WORK TO BE COMPLETED
Carry none of the pictures over; write out the complete data exactly.

RAW DATA

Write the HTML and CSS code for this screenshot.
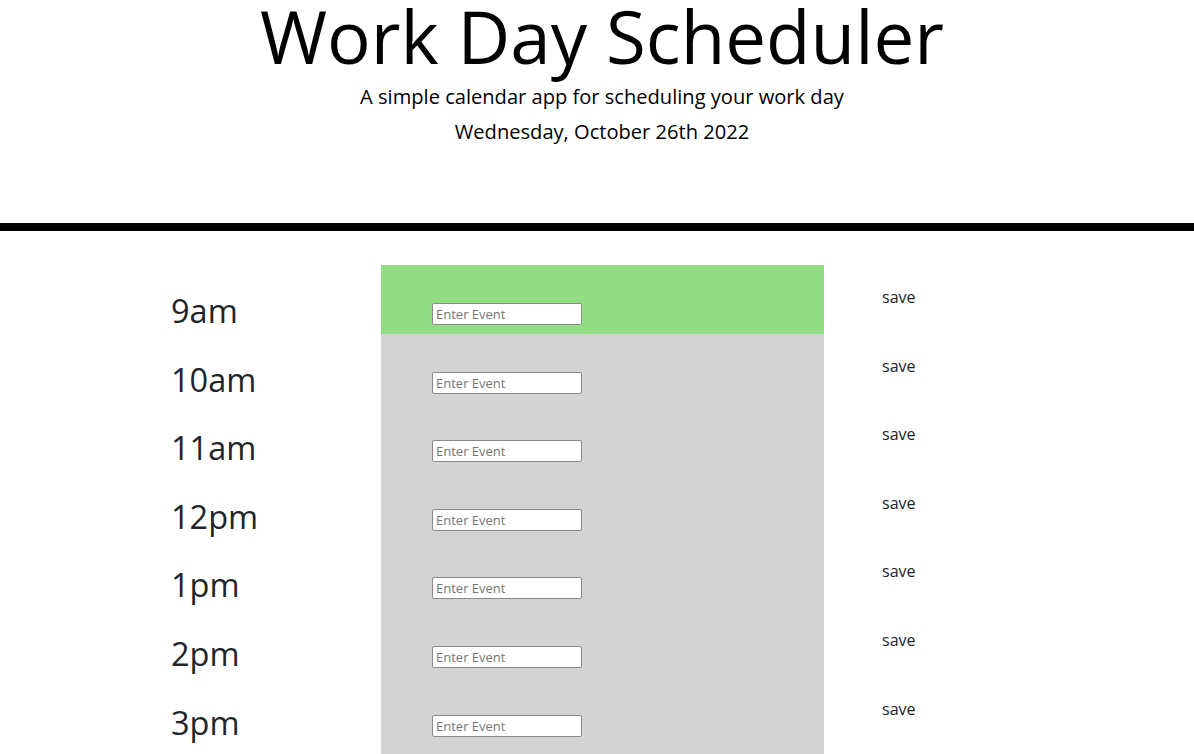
FILE: index.html
```html
<!DOCTYPE html>
<html>
<head>
<meta charset="utf-8">
<link rel="stylesheet" href="styles.css">
</head>
<body>
<header class="header">
  <h1 class="title">Work Day Scheduler</h1>
  <p class="lead">A simple calendar app for scheduling your work day</p>
  <p class="date">Wednesday, October 26th 2022</p>
</header>
<main class="schedule">
  <div class="row"><div class="hour">9am</div><div class="slot present"><input class="event" placeholder="Enter Event"></div><div class="save">save</div></div>
  <div class="row"><div class="hour">10am</div><div class="slot"><input class="event" placeholder="Enter Event"></div><div class="save">save</div></div>
  <div class="row"><div class="hour">11am</div><div class="slot"><input class="event" placeholder="Enter Event"></div><div class="save">save</div></div>
  <div class="row"><div class="hour">12pm</div><div class="slot"><input class="event" placeholder="Enter Event"></div><div class="save">save</div></div>
  <div class="row"><div class="hour">1pm</div><div class="slot"><input class="event" placeholder="Enter Event"></div><div class="save">save</div></div>
  <div class="row"><div class="hour">2pm</div><div class="slot"><input class="event" placeholder="Enter Event"></div><div class="save">save</div></div>
  <div class="row"><div class="hour">3pm</div><div class="slot"><input class="event" placeholder="Enter Event"></div><div class="save">save</div></div>
  <div class="row"><div class="hour">4pm</div><div class="slot"><input class="event" placeholder="Enter Event"></div><div class="save">save</div></div>
  <div class="row"><div class="hour">5pm</div><div class="slot"><input class="event" placeholder="Enter Event"></div><div class="save">save</div></div>
</main>
</body>
</html>
```

FILE: styles.css
```css
html, body {
  margin: 0;
  padding: 0;
  background: #fff;
  font-family: "Open Sans", "Liberation Sans", sans-serif;
  color: #000;
}
.header {
  text-align: center;
  border-bottom: 8px solid #000;
  padding: 0 0 78px 10px;
}
.title {
  margin: 0;
  font-size: 72.7px;
  font-weight: 400;
  line-height: 72px;
}
.lead {
  margin: 0;
  font-size: 20.1px;
  line-height: 26px;
  padding-top: 12px;
}
.date {
  margin: 0;
  font-size: 20.1px;
  line-height: 26px;
  padding-top: 9px;
}
.schedule {
  padding-top: 34px;
}
.row {
  display: grid;
  grid-template-columns: 381px 443px 1fr;
  height: 68.6px;
}
.hour {
  padding-left: 171px;
  font-size: 32.5px;
  color: #212529;
  padding-top: 24px;
  line-height: 44px;
}
.slot {
  background: #d3d3d3;
  padding-left: 51px;
  padding-top: 38px;
  box-sizing: border-box;
}
.slot.present {
  background: #92dc83;
}
.event {
  display: block;
  width: 150px;
  height: 22px;
  box-sizing: border-box;
  border: 1px solid #8a8a8a;
  border-radius: 2px;
  padding: 0 3px;
  font-family: "Open Sans", "Liberation Sans", sans-serif;
  font-size: 13px;
  background: #fff;
  margin: 0;
}
.event::placeholder {
  color: #757575;
}
.save {
  padding-left: 58px;
  padding-top: 21px;
  font-size: 16px;
  line-height: 22px;
  color: #212529;
}
```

ANSWER TO THIS PROBLEM
Write the HTML and CSS code for this screenshot.
FILE: index.html
```html
<!DOCTYPE html>
<html>
<head>
<meta charset="utf-8">
<link rel="stylesheet" href="styles.css">
</head>
<body>
<header class="header">
  <h1 class="title">Work Day Scheduler</h1>
  <p class="lead">A simple calendar app for scheduling your work day</p>
  <p class="date">Wednesday, October 26th 2022</p>
</header>
<main class="schedule">
  <div class="row"><div class="hour">9am</div><div class="slot present"><input class="event" placeholder="Enter Event"></div><div class="save">save</div></div>
  <div class="row"><div class="hour">10am</div><div class="slot"><input class="event" placeholder="Enter Event"></div><div class="save">save</div></div>
  <div class="row"><div class="hour">11am</div><div class="slot"><input class="event" placeholder="Enter Event"></div><div class="save">save</div></div>
  <div class="row"><div class="hour">12pm</div><div class="slot"><input class="event" placeholder="Enter Event"></div><div class="save">save</div></div>
  <div class="row"><div class="hour">1pm</div><div class="slot"><input class="event" placeholder="Enter Event"></div><div class="save">save</div></div>
  <div class="row"><div class="hour">2pm</div><div class="slot"><input class="event" placeholder="Enter Event"></div><div class="save">save</div></div>
  <div class="row"><div class="hour">3pm</div><div class="slot"><input class="event" placeholder="Enter Event"></div><div class="save">save</div></div>
  <div class="row"><div class="hour">4pm</div><div class="slot"><input class="event" placeholder="Enter Event"></div><div class="save">save</div></div>
  <div class="row"><div class="hour">5pm</div><div class="slot"><input class="event" placeholder="Enter Event"></div><div class="save">save</div></div>
</main>
</body>
</html>
```

FILE: styles.css
```css
html, body {
  margin: 0;
  padding: 0;
  background: #fff;
  font-family: "Open Sans", "Liberation Sans", sans-serif;
  color: #000;
}
.header {
  text-align: center;
  border-bottom: 8px solid #000;
  padding: 0 0 78px 10px;
}
.title {
  margin: 0;
  font-size: 72.7px;
  font-weight: 400;
  line-height: 72px;
}
.lead {
  margin: 0;
  font-size: 20.1px;
  line-height: 26px;
  padding-top: 12px;
}
.date {
  margin: 0;
  font-size: 20.1px;
  line-height: 26px;
  padding-top: 9px;
}
.schedule {
  padding-top: 34px;
}
.row {
  display: grid;
  grid-template-columns: 381px 443px 1fr;
  height: 68.6px;
}
.hour {
  padding-left: 171px;
  font-size: 32.5px;
  color: #212529;
  padding-top: 24px;
  line-height: 44px;
}
.slot {
  background: #d3d3d3;
  padding-left: 51px;
  padding-top: 38px;
  box-sizing: border-box;
}
.slot.present {
  background: #92dc83;
}
.event {
  display: block;
  width: 150px;
  height: 22px;
  box-sizing: border-box;
  border: 1px solid #8a8a8a;
  border-radius: 2px;
  padding: 0 3px;
  font-family: "Open Sans", "Liberation Sans", sans-serif;
  font-size: 13px;
  background: #fff;
  margin: 0;
}
.event::placeholder {
  color: #757575;
}
.save {
  padding-left: 58px;
  padding-top: 21px;
  font-size: 16px;
  line-height: 22px;
  color: #212529;
}
```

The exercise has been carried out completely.